The above provisions, among others, thus may allow a taxpayer to form a foreign corporation in a particular jurisdiction while moving the management and control of such entity to a more favorable taxing jurisdiction, and at the same time avoid certain adverse U.S. federal income tax consequences under Subpart F.
US Tax Planning Avoiding Foreign Personal Holding Company Income
As noted above, one of the primary categories of Subpart F income consists of FPHCI. FPHCI includes most forms of passive income, such as dividends, interest, royalties, rents, annuities, and the excess of gains over losses from the sale or exchange of property that gives rise to passive income.3 A major exception from FPHCI applies for dividends and interest received from a related person that (1) is a corporation created or organized under the laws of the same foreign country under the laws of which the CFC is created or organized, and (2) has a substantial part of its assets used in its trade or business located in such same foreign country.4 Based on HMRC’s new interpretation of the company tie-breaker provision of certain UK income tax treaties, a tax planning opportunity exists to take advantage of the same country exception from FPHCI while minimizing UK corporate income tax.
- Example: A U.S. corporation (USP) owns 100% of the stock of FC1, which in turn owns 100% of the stock of FC2. FC1 was formed in the UK but is managed and controlled in Jersey, and therefore is treated as a resident of Jersey under the UK-Jersey income tax treaty. FC2 was formed in the UK and is managed and controlled in the UK. FC1 lends money to FC2 at market rates. Assuming the interest paid by FC2 does not reduce FC2’s Subpart F income or create (or increase) a deficit in FC2’s E&P that may reduce FC2’s Subpart F income, the interest payment will be exempt from Subpart F income under the same-country exception. Thus, USP will have the ability to defer paying U.S. federal income tax on this income until it is distributed to USP. These rules should apply irrespective of whether FC1 is considered to be a tax resident of Jersey, and therefore, subject to corporate income tax at a 0% rate, as opposed to the 20% corporate income tax rate currently in effect in the UK.
Avoiding Foreign Base Company Sales Income
Another planning opportunity is to use a dual-resident UK company to avoid foreign base company sales income (“FBCSI”). FBCSI is income of a CFC from the sale of personal property that is purchased from, or on behalf of, or sold to, or on behalf of, a related person where the property is both manufactured and sold for use outside the CFC’s country of incorporation. If the CFC manufactures the property that it sells, the sales income generally will not be subject to the FBCSI rules. The FBCSI rules are intended to prevent the deflection of income from the jurisdiction in which the goods are manufactured to a low-tax jurisdiction. Thus, when the manufacturing is carried on by related corporations, the FBCSI rules often will apply.
- Example: CFC2 is a manufacturing corporation incorporated in the UK. The U.S. parent of CFC2 forms a sister subsidiary corporation, CFC1, which is also incorporated in the UK but is resident of the Isle of Man under the UK-Isle of Man income tax treaty (i.e., because it is managed and controlled in the Isle of Man).
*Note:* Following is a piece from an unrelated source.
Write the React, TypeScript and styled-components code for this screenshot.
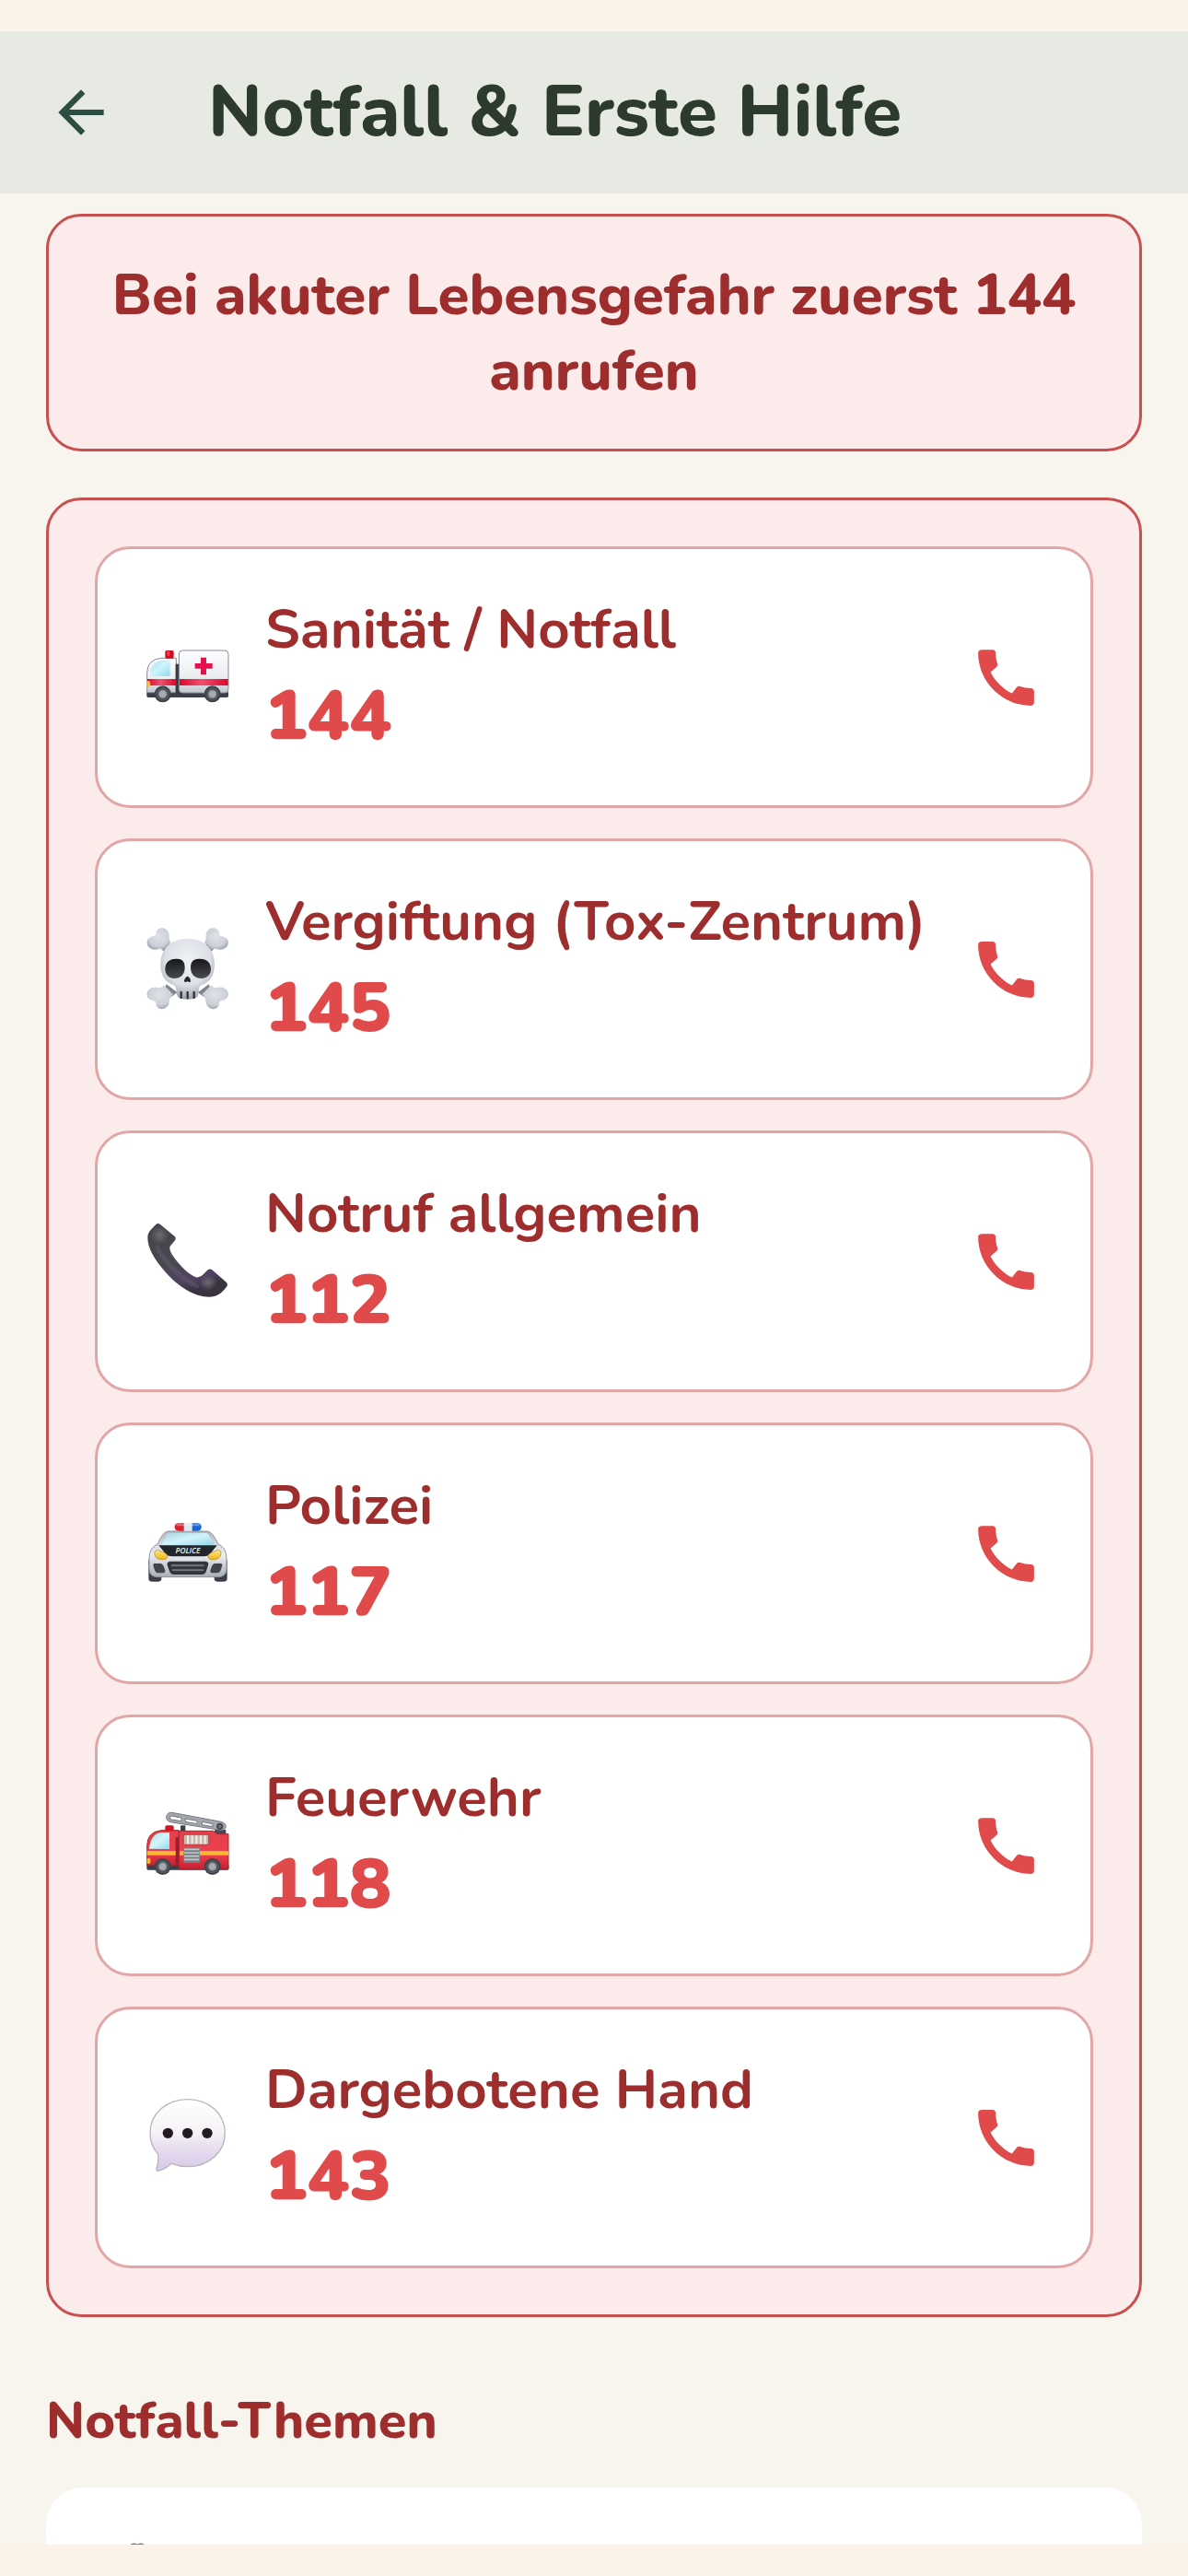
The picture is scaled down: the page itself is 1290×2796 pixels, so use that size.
import React from 'react';
import styled, { createGlobalStyle } from 'styled-components';
import { MdArrowBack, MdCall } from 'react-icons/md';

interface Contact {
    label: string;
    number: string;
    icon: React.ReactNode;
}

interface EmojiProps {
    viewBox: string;
    title: string;
    children: React.ReactNode;
}

const Emoji: React.FC<EmojiProps> = ({ viewBox, title, children }) => (
    <EmojiSvg viewBox={viewBox} role="img" aria-label={title}>
        {children}
    </EmojiSvg>
);

const Wheel: React.FC<{ cx: number; cy: number }> = ({ cx, cy }) => (
    <>
        <circle cx={cx} cy={cy} r="27" fill="#3d4149" />
        <circle cx={cx} cy={cy} r="22" fill="#4f535b" />
        <circle cx={cx} cy={cy} r="14" fill="#8d8f98" />
        <circle cx={cx} cy={cy} r="10" fill="#a9abb3" />
    </>
);

const AmbulanceIcon = () => (
    <Emoji viewBox="51 24 282 282" title="Ambulanz">
        <defs>
            <linearGradient id="ambBody" x1="0" y1="0" x2="0" y2="1">
                <stop offset="0" stopColor="#fdfdfe" />
                <stop offset="0.6" stopColor="#eceef2" />
                <stop offset="1" stopColor="#c3c7ce" />
            </linearGradient>
            <linearGradient id="ambGlass" x1="0" y1="0" x2="1" y2="1">
                <stop offset="0" stopColor="#a9dcec" />
                <stop offset="0.5" stopColor="#cdf4fb" />
                <stop offset="1" stopColor="#8fdcee" />
            </linearGradient>
            <linearGradient id="ambStripe" x1="0" y1="0" x2="1" y2="0">
                <stop offset="0" stopColor="#d9082c" />
                <stop offset="0.45" stopColor="#f0506f" />
                <stop offset="1" stopColor="#d9082c" />
            </linearGradient>
        </defs>
        <path d="M58 214H324V226Q324 231 319 231H63Q58 231 58 226Z" fill="#3a3f4b" />
        <path d="M59 215V150Q60 108 104 103H154V215Z" fill="url(#ambBody)" stroke="#858c95" strokeWidth="3" />
        <path d="M67 158Q72 114 108 110H134V162H72Q66 162 67 158Z" fill="url(#ambGlass)" />
        <rect x="152" y="122" width="13" height="100" fill="#353b47" />
        <rect x="163" y="78" width="161" height="138" rx="12" fill="url(#ambBody)" stroke="#858c95" strokeWidth="3" />
        <rect x="60" y="171" width="94" height="21" fill="url(#ambStripe)" />
        <rect x="165" y="171" width="158" height="21" fill="url(#ambStripe)" />
        <path d="M58 177H66Q71 181 70 191L66 197H58Z" fill="#fbb944" />
        <rect x="118" y="78" width="28" height="26" rx="5" fill="#cf0c20" />
        <rect x="124" y="80" width="9" height="16" rx="3" fill="#ef4250" />
        <path d="M234 101H252V120H272V137H252V157H234V137H215V120H234Z" fill="#e3124f" />
        <Wheel cx={110} cy={220} />
        <Wheel cx={272} cy={220} />
    </Emoji>
);

const SkullIcon = () => (
    <Emoji viewBox="51 45 282 282" title="Totenkopf">
        <defs>
            <radialGradient id="bone" cx="0.5" cy="0.4" r="0.6">
                <stop offset="0" stopColor="#dfe2e7" />
                <stop offset="0.7" stopColor="#cdd1d8" />
                <stop offset="1" stopColor="#a3a9b3" />
            </radialGradient>
            <radialGradient id="skull" cx="0.5" cy="0.35" r="0.65">
                <stop offset="0" stopColor="#f0f2f5" />
                <stop offset="0.65" stopColor="#dcdfe5" />
                <stop offset="1" stopColor="#9ca2ac" />
            </radialGradient>
            <linearGradient id="socket" x1="0" y1="0" x2="0" y2="1">
                <stop offset="0" stopColor="#161719" />
                <stop offset="1" stopColor="#4a4b4e" />
            </linearGradient>
        </defs>
        <path d="M124 98L158 124L138 140L106 122Z" fill="#80868f" />
        <path d="M258 98L224 124L244 140L276 122Z" fill="#80868f" />
        <path d="M122 235L158 262L134 278L112 260Z" fill="#80868f" />
        <path d="M260 235L224 262L248 278L270 260Z" fill="#80868f" />
        <path
            d="M88 71C88 45 124 46 130 69C133 80 128 91 136 98L111 124C104 116 99 121 89 122C63 125 49 98 66 84C74 77 87 81 88 71Z"
            fill="url(#bone)"
        />
        <path
            d="M294 71C294 45 258 46 252 69C249 80 254 91 246 98L271 124C278 116 283 121 293 122C319 125 333 98 316 84C308 77 295 81 294 71Z"
            fill="url(#bone)"
        />
        <path
            d="M88 296C88 322 124 321 130 298C133 287 130 280 144 268L114 238C104 250 99 246 89 245C63 242 49 269 66 283C74 290 87 286 88 296Z"
            fill="url(#bone)"
        />
        <path
            d="M294 296C294 322 258 321 252 298C249 287 252 280 238 268L268 238C278 250 283 246 293 245C319 242 333 269 316 283C308 290 295 286 294 296Z"
            fill="url(#bone)"
        />
        <path
            d="M191 86C137 86 103 119 103 169C103 204 116 227 142 236C153 240 154 248 155 262C156 280 168 284 191 284C214 284 226 280 227 262C228 248 229 240 240 236C266 227 279 204 279 169C279 119 245 86 191 86Z"
            fill="url(#skull)"
        />
        <path d="M118 184C119 160 136 151 157 152C176 153 182 163 182 181C182 204 168 216 148 216C130 216 117 204 118 184Z" fill="url(#socket)" />
        <path d="M267 184C266 160 249 151 228 152C208 153 201 163 201 181C201 204 216 216 236 216C254 216 268 204 267 184Z" fill="url(#socket)" />
        <path d="M191 209C185 210 179 221 180 226C181 229 188 229 191 225C194 229 200 229 201 226C202 221 197 210 191 209Z" fill="#27282b" />
        <path d="M170 261V279M191 261V280M212 261V279" stroke="#333438" strokeWidth="7" strokeLinecap="round" />
    </Emoji>
);

const ReceiverIcon = () => (
    <Emoji viewBox="51 36 282 282" title="Telefonhörer">
        <defs>
            <linearGradient id="receiver" x1="0" y1="0" x2="0.35" y2="1">
                <stop offset="0" stopColor="#42444a" />
                <stop offset="0.55" stopColor="#4a4850" />
                <stop offset="0.85" stopColor="#514262" />
                <stop offset="1" stopColor="#38333f" />
            </linearGradient>
            <radialGradient id="receiverGlow">
                <stop offset="0" stopColor="#77777d" stopOpacity="0.8" />
                <stop offset="1" stopColor="#77777d" stopOpacity="0" />
            </radialGradient>
        </defs>
        <path
            d="M88 57Q94 51 101 56L149 96Q155 102 150 109L134 128C129 140 142 159 161 182C185 210 212 231 226 229Q235 228 242 220L257 205Q264 200 271 205L317 245Q324 252 318 260C302 282 284 293 262 293C213 293 159 258 119 212C80 168 61 131 61 101C61 84 69 76 88 57Z"
            fill="url(#receiver)"
        />
        <ellipse cx="100" cy="92" rx="30" ry="30" fill="url(#receiverGlow)" />
        <ellipse cx="258" cy="247" rx="30" ry="26" fill="url(#receiverGlow)" />
        <path d="M92 132C118 182 170 234 222 258" stroke="#6d6878" strokeOpacity="0.35" strokeWidth="14" strokeLinecap="round" fill="none" />
    </Emoji>
);

const PoliceIcon = () => (
    <Emoji viewBox="51 12 282 282" title="Polizeiauto">
        <defs>
            <linearGradient id="polBody" x1="0" y1="0" x2="0" y2="1">
                <stop offset="0" stopColor="#b4b8bf" />
                <stop offset="0.5" stopColor="#eef0f3" />
                <stop offset="1" stopColor="#a9adb6" />
            </linearGradient>
            <linearGradient id="polGlass" x1="0" y1="0" x2="1" y2="1">
                <stop offset="0" stopColor="#a8d5e2" />
                <stop offset="0.5" stopColor="#d3f3fa" />
                <stop offset="1" stopColor="#94d6ea" />
            </linearGradient>
            <linearGradient id="polLamp" x1="0" y1="0" x2="0" y2="1">
                <stop offset="0" stopColor="#ffe98a" />
                <stop offset="1" stopColor="#edb412" />
            </linearGradient>
            <linearGradient id="polGrille" x1="0" y1="0" x2="0" y2="1">
                <stop offset="0" stopColor="#3a3d45" />
                <stop offset="0.5" stopColor="#85888f" />
                <stop offset="1" stopColor="#3a3d45" />
            </linearGradient>
        </defs>
        <rect x="64" y="170" width="42" height="75" rx="10" fill="#3c3f47" />
        <rect x="278" y="170" width="42" height="75" rx="10" fill="#3c3f47" />
        <path
            d="M130 81H253C268 81 278 97 291 123C309 132 318 146 318 174V204C318 220 308 230 290 230H94C76 230 66 220 66 204V174C66 146 75 132 93 123C105 97 115 81 130 81Z"
            fill="url(#polBody)"
            stroke="#8b9099"
            strokeWidth="3"
        />
        <path d="M134 87H249C258 87 266 100 276 126H107C117 100 125 87 134 87Z" fill="url(#polGlass)" />
        <path d="M97 127H287L266 153Q258 163 244 163H140Q126 163 118 153Z" fill="#22252b" />
        <text x="192" y="153" textAnchor="middle" fontFamily="Open Sans, sans-serif" fontStyle="italic" fontWeight="600" fontSize="25" fill="#f1f2f4">
            POLICE
        </text>
        <path d="M83 152Q84 139 99 144L122 155Q131 168 116 173Q84 176 83 152Z" fill="url(#polLamp)" stroke="#a88524" strokeWidth="2" />
        <path d="M300 152Q299 139 284 144L261 155Q252 168 267 173Q299 176 300 152Z" fill="url(#polLamp)" stroke="#a88524" strokeWidth="2" />
        <path d="M134 179H250Q261 180 258 192L251 213Q247 222 238 222H146Q137 222 133 213L125 192Q123 180 134 179Z" fill="#32353c" />
        <rect x="138" y="188" width="107" height="9" rx="4" fill="url(#polGrille)" />
        <rect x="140" y="203" width="103" height="9" rx="4" fill="url(#polGrille)" />
        <path d="M82 186H104Q111 188 114 197L118 210Q118 217 110 217H95Q87 217 84 208L79 193Q79 187 82 186Z" fill="#41454d" />
        <path d="M301 186H279Q272 188 269 197L265 210Q265 217 273 217H288Q296 217 299 208L304 193Q304 187 301 186Z" fill="#41454d" />
        <path d="M162 55H180V80H162Q149 80 149 67Q149 55 162 55Z" fill="#d8202f" />
        <rect x="179" y="55" width="28" height="25" fill="#dfe7f0" />
        <path d="M206 55H223Q236 55 236 67Q236 80 223 80H206Z" fill="#1767d8" />
        <path d="M157 61H228" stroke="#ffffff" strokeOpacity="0.35" strokeWidth="6" strokeLinecap="round" />
    </Emoji>
);

const FireTruckIcon = () => (
    <Emoji viewBox="51 18 282 282" title="Feuerwehrauto">
        <defs>
            <linearGradient id="fireBody" x1="0" y1="0" x2="0" y2="1">
                <stop offset="0" stopColor="#e3414a" />
                <stop offset="0.6" stopColor="#ee3f4c" />
                <stop offset="1" stopColor="#c71f33" />
            </linearGradient>
            <linearGradient id="fireGlass" x1="0" y1="0" x2="1" y2="1">
                <stop offset="0" stopColor="#a9dcec" />
                <stop offset="0.5" stopColor="#d2f5fb" />
                <stop offset="1" stopColor="#8fdcee" />
            </linearGradient>
        </defs>
        <rect x="168" y="94" width="16" height="24" fill="#3c3f47" />
        <path d="M280 108H316V126H276Z" fill="#474a52" />
        <path d="M58 222H325V234Q325 239 320 239H63Q58 239 58 234Z" fill="#3a3f4b" />
        <path d="M59 224V160Q60 115 104 110H163V224Z" fill="url(#fireBody)" stroke="#a52430" strokeWidth="3" />
        <path d="M66 170Q71 121 106 117H132V171Z" fill="url(#fireGlass)" />
        <rect x="152" y="132" width="12" height="92" fill="#97202c" />
        <path d="M163 112H275L288 122H324V236H163Z" fill="url(#fireBody)" stroke="#a52430" strokeWidth="3" />
        <rect x="59" y="177" width="93" height="14" fill="#fcb733" />
        <rect x="165" y="177" width="159" height="14" fill="#fcb733" />
        <rect x="59" y="200" width="11" height="18" rx="3" fill="#fcb733" />
        <rect x="118" y="94" width="28" height="18" rx="5" fill="#cf1526" />
        <rect x="178" y="124" width="82" height="33" rx="5" fill="#c7b9b0" stroke="#9b2a33" strokeWidth="2" />
        <path d="M192 127V154M206 127V154M220 127V154M234 127V154M248 127V154" stroke="#f2ebe3" strokeWidth="6" />
        <rect x="178" y="167" width="53" height="49" fill="#7b8087" />
        <path d="M180 172H229M180 183H229M180 194H229M180 205H229" stroke="#c4c8cd" strokeWidth="5" />
        <path
            d="M140 52L300 82C312 85 318 93 315 101C312 109 302 111 291 108L135 83C125 80 121 73 122 65C124 55 131 51 140 52Z"
            fill="#a4a8ae"
            stroke="#777b82"
            strokeWidth="3"
        />
        <path
            d="M139 63L171 69V80L139 75Q133 74 133 69Q134 63 139 63ZM184 72L222 79V89L184 82ZM238 82L272 89L273 98L238 92Z"
            fill="#ffffff"
            stroke="#73777e"
            strokeWidth="3"
            strokeLinejoin="round"
        />
        <circle cx="296" cy="97" r="11" fill="#44474e" />
        <circle cx="296" cy="97" r="5" fill="#777a80" />
        <Wheel cx={110} cy={228} />
        <Wheel cx={272} cy={228} />
    </Emoji>
);

const BubbleIcon = () => (
    <Emoji viewBox="51 39 282 282" title="Sprechblase">
        <defs>
            <linearGradient id="bubble" x1="0" y1="0" x2="0" y2="1">
                <stop offset="0" stopColor="#ffffff" />
                <stop offset="0.45" stopColor="#f6f3f6" />
                <stop offset="0.8" stopColor="#e0d3ec" />
                <stop offset="1" stopColor="#d9cbe4" />
            </linearGradient>
        </defs>
        <path
            d="M191 56C260 56 313 103 313 165C313 228 260 275 191 275C171 275 154 271 138 265C125 277 110 287 95 289C90 289 89 286 90 281C95 266 97 250 95 234C78 216 69 191 69 165C69 103 122 56 191 56Z"
            fill="url(#bubble)"
            stroke="#b9b4bc"
            strokeWidth="4"
        />
        <circle cx="127" cy="166" r="17" fill="#231a24" />
        <circle cx="191" cy="166" r="17" fill="#231a24" />
        <circle cx="255" cy="166" r="17" fill="#231a24" />
    </Emoji>
);

const contacts: Contact[] = [
    { label: 'Sanität / Notfall', number: '144', icon: <AmbulanceIcon /> },
    { label: 'Vergiftung (Tox-Zentrum)', number: '145', icon: <SkullIcon /> },
    { label: 'Notruf allgemein', number: '112', icon: <ReceiverIcon /> },
    { label: 'Polizei', number: '117', icon: <PoliceIcon /> },
    { label: 'Feuerwehr', number: '118', icon: <FireTruckIcon /> },
    { label: 'Dargebotene Hand', number: '143', icon: <BubbleIcon /> },
];

const ContactCard: React.FC<Contact> = ({ label, number, icon }) => (
    <CardLink href={`tel:${number}`}>
        {icon}
        <CardText>
            <CardLabel>{label}</CardLabel>
            <CardNumber>{number}</CardNumber>
        </CardText>
        <CallIcon aria-hidden="true" />
    </CardLink>
);

const App: React.FC = () => {
    return (
        <>
            <GlobalStyle />
            <Screen>
                <Header>
                    <BackButton type="button" aria-label="Zurück">
                        <MdArrowBack />
                    </BackButton>
                    <Title>Notfall & Erste Hilfe</Title>
                </Header>
                <Content>
                    <Warning>Bei akuter Lebensgefahr zuerst 144 anrufen</Warning>
                    <ContactPanel>
                        {contacts.map((contact) => (
                            <ContactCard key={contact.number} {...contact} />
                        ))}
                    </ContactPanel>
                    <SectionTitle>Notfall-Themen</SectionTitle>
                    <TopicCard>
                        <TopicIcon viewBox="0 0 90 90" aria-hidden="true">
                            <path d="M41 3Q45 0 48 2L50 2Q54 0 57 3V60H41Z" fill="#8d8785" />
                        </TopicIcon>
                    </TopicCard>
                </Content>
            </Screen>
        </>
    );
};

export default App;

const GlobalStyle = createGlobalStyle`
    * {
        box-sizing: border-box;
    }

    body {
        margin: 0;
        background: #fbf2e9;
        font-family: 'Nunito', 'Open Sans', sans-serif;
        font-variant-ligatures: none;
    }
`;

const Screen = styled.div`
    display: flex;
    flex-direction: column;
    height: 100vh;
    padding: 34px 0;
`;

const Header = styled.header`
    display: flex;
    align-items: center;
    gap: 101px;
    flex: none;
    height: 176px;
    padding: 0 51px;
    background: #e6eae2;
`;

const BackButton = styled.button`
    display: flex;
    padding: 0;
    border: none;
    background: none;
    color: #2b4d42;
    font-size: 74px;
    cursor: pointer;
`;

const Title = styled.h1`
    margin: 0;
    color: #2d3b2f;
    font-size: 78px;
    font-weight: 800;
    line-height: 104px;
`;

const Content = styled.main`
    display: flex;
    flex-direction: column;
    flex: 1;
    min-height: 0;
    padding: 22px 50px 0;
    overflow: hidden;
    background: #f8f5ee;

    > * {
        flex: none;
    }
`;

const Warning = styled.p`
    margin: 0 0 50px;
    padding: 45px 50px 43px;
    border: 3px solid #c94f4f;
    border-radius: 38px;
    background: #fbebea;
    color: #9e2d2d;
    font-size: 62px;
    font-weight: 800;
    line-height: 82px;
    text-align: center;
`;

const ContactPanel = styled.section`
    display: flex;
    flex-direction: column;
    gap: 33px;
    padding: 50px;
    border: 3px solid #c94f4f;
    border-radius: 38px;
    background: #fbebea;
`;

const CardLink = styled.a`
    display: flex;
    align-items: center;
    padding: 45px 51px;
    border: 3px solid #e3a6a6;
    border-radius: 38px;
    background: #ffffff;
    text-decoration: none;
`;

const EmojiSvg = styled.svg`
    flex: none;
    width: 94px;
    height: 94px;
`;

const CardText = styled.span`
    display: flex;
    flex-direction: column;
    flex: 1;
    margin-left: 37px;
    white-space: nowrap;
`;

const CardLabel = styled.span`
    color: #9e2d2d;
    font-size: 60px;
    font-weight: 700;
    line-height: 84px;
`;

const CardNumber = styled.span`
    color: #e04a4a;
    font-size: 76px;
    font-weight: 900;
    line-height: 104px;
`;

const CallIcon = styled(MdCall)`
    flex: none;
    color: #e04a4a;
    font-size: 81px;
`;

const SectionTitle = styled.h2`
    margin: 75px 0 34px;
    color: #9e2d2d;
    font-size: 56px;
    font-weight: 800;
    line-height: 76px;
`;

const TopicCard = styled.div`
    height: 284px;
    padding: 59px 50px;
    border-radius: 40px;
    background: #ffffff;
`;

const TopicIcon = styled.svg`
    width: 90px;
    height: 90px;
`;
CFC1 enters into a contract manufacturing arrangement for CFC2 to manufacture goods from raw materials that CFC1 purchased from the U. S. parent and provided to CFC2 (thus leaving less profit in CFC2). CFC1 can then sell through a commissionaire (or branch) established in the country of sale.
CFC1 will not be taxed on its sales profits in the UK because the UK treats it as a non-resident based on the UK-Isle of Man tie breaker provision explained above. For U.S. tax purposes, however, CFC1 is treated as a UK corporation because it was incorporated in the UK. For the FBCSI rules to apply, the sales income would have to be derived in connection with the sale of products both manufactured and sold for use outside CFC1’s country of incorporation (here, the UK). In this case, if properly structured, CFC1’s sales income should not be considered FBCSI because the income is derived from the sale of products manufactured in the UK and thus the “same country exception” applies. Thus, CFC2 may reduce its tax burden in the UK without any corresponding subpart F income in the hands of CFC1 because of these inconsistencies between the U.S. and foreign determinations of where the corporation resides.
Implications to other US Tax Provisions
Other Sections of the Code that allow for similar planning include the foreign base company services provisions under Section 954(e) and the related party factoring income provisions of Section 864(d)(7). Similar planning also was available under Section 7874, relating to corporate inversions, until Treasury and IRS recently issued a Notice (2015-79) indicating that they plan to issue regulations providing that benefits are not available unless the foreign corporation in question is subject to tax as a resident of the relevant foreign country in which it was incorporated. Thus, this Notice would eliminate the possibility of exploiting different residency standards in the U.S. versus the foreign country in the context of Section 7874.